Total cost= Machine cost per part + Labour cost per part + Material cost per FDM part

= 1.326 + 0.612 + 2.5

Total cost= £4.438 per part

Selection and justification

The process selected to manufacture the bulb housing for military application is selective laser sintering. The total cost of the part manufactured by this process is cheapest as compared to the other processes. The machine cost and cost per part and properties of the material are the limitations of stereolithography which does not make this suitable for this application. The material used in the process is not affected by moisture and chemical agents. The build time is for the part is considerably less. The machine is capable of building a higher number of parts by stacking vertically. Thus a high production volume per year can obtained as compared to the other processes.
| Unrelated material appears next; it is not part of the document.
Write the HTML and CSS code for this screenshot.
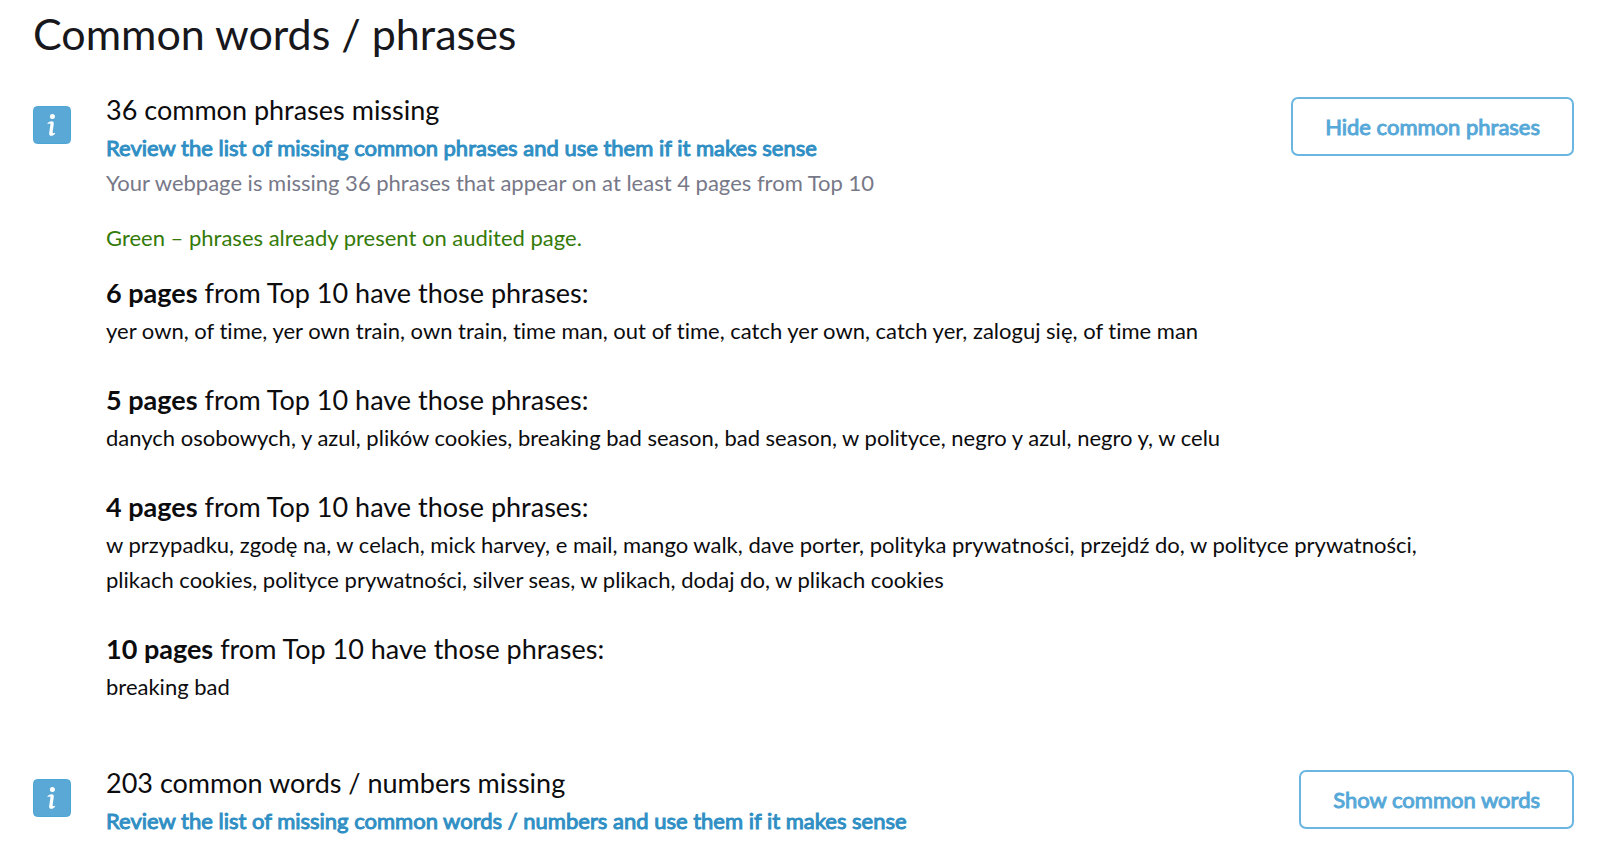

The process does not require support structures. The post processing time is minimized as compared to the processes. The labour costs are minimal for the selective laser sintering as compared to the process considered. The material costs are high as it was assumed that the material cannot be recycled. But the sintered material only comprised one tenth of the material with more efficient packing of parts and the cost should be able to reduce significantly. The thermoplastic materials can be easily machined. The machine cost is high, however in the long run, this cost should reduce significantly as the material cost and the labour cost are minimal and the cost per part is cheaper

Issues

There are some limiting factors in the applicability of this process which include the surface finish and dimensional accuracy. The dimensional accuracy is poor and surface finish is rough and porous. It is also not suitable for the applications where tight tolerance parts are to be manufactured. It cannot manufacture translucent and aesthetically appealing components. The production volume is not specified, it can be expensive for low production volumes because the initial setup cost (machine cost) is high considering the small manufacturing industry.